La solitudine del sovversivo è il titolo di un bellissimo libro autobiografico che Marco Bechis ha appena pubblicato per Guanda. Negli anni Settanta, Bechis aveva rischiato di essere uno dei tanti desaparecidos che il regime macellaio dei generali argentini aveva fatto arrestare e poi ucciso barbaramente senza uno straccio di processo né un’ombra di legalità. Si era salvato solo grazie alle conoscenze del padre che era un dirigente industriale. Quella storia l’aveva già un po’ raccontata in un film che si intitola Garage Olimpo: ma il romanzo ha molte cose in più e soprattutto ci racconta di un ragazzo che ha sfiorato una morte orribile senza neanche rendersene conto e di un uomo che oggi prova quasi un senso di colpa per essersela cavata a differenza di tanti altri amici. Lo stesso senso di colpa che ci aveva raccontato Primo Levi e che qui, cambiando lager e persecutori, si manifesta nello stesso modo.
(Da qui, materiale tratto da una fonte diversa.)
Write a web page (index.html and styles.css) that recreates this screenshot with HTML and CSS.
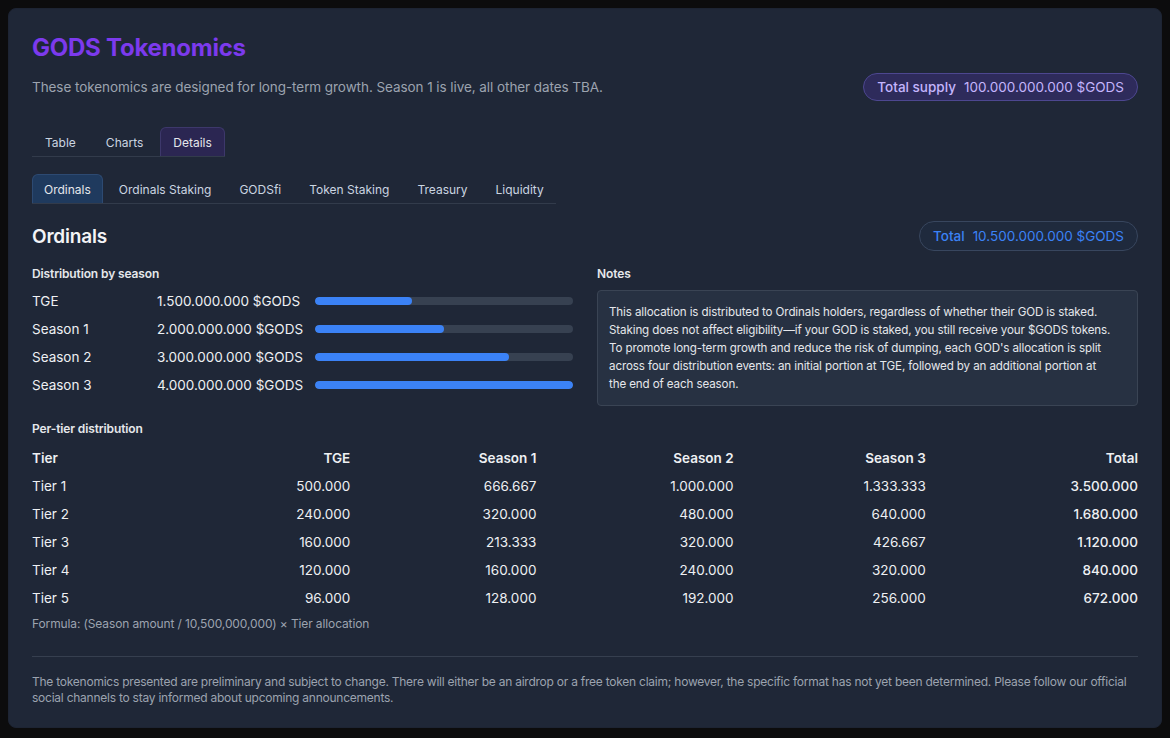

Marco Bechis, per chi lo conosce, è una persona simpatica, allegra, divertente. Non fa trasparire questo senso di angoscia che evidentemente lo opprime. I suoi film sono secchi, diretti, forti; le conversazioni con lui no. Se uno si interroga, scopre che questa doppiezza è comune a tanti nomi del cinema. Chiacchierare con Ken Loach significa dopo pochi secondi parlare di calcio e del Manchester United del quale è supertifoso; eppure nei suoi film si riscontrano un rigore fortissimo, una scelta di campo decisa, una militanza assoluta. Theo Angelopoulos e il suo sceneggiatore-romanziere Petros Markarīs hanno sempre stupito per la leggerezza con la quale hanno raccontato in pubblico situazioni e idee: quando si vedono i film del primo o si leggono i romanzi del secondo, si nota un’esplicita durezza come elemento essenziale del loro modo di raccontare. Jean-Luc Godard è quasi leggendario per la sua misantropia, per il modo sprezzante con il quale risponde (o, piu spesso, non risponde) alle domande: però Vittorio Caprioli, che lavorò con lui per Crepa padrone, tutto va bene al fianco di Jane Fonda e Yves Montand, disse che le battute con le quali intercalava le riprese erano davvero spassose. Per tornare poi al cinema italiano, Citto Maselli non ha mai taciuto la sua radicale scelta politica che lo porta ad aderire a Rifondazione Comunista, se però è in vena, i suoi racconti sui retroscena dei maggiori film italiani sono veramente ultradivertenti.
Non si tratta di schizofrenia, e neanche di dissimulazione. Si tratta di intelligenza. Se uno è intelligente, sviluppa fino in fondo le sue scelte, quelle che sono. Quando lo ha fatto è a posto con la sua coscienza, quindi può permettersi di scherzare. Non è ridendo che si perde la serietà: anzi, forse è proprio il contrario.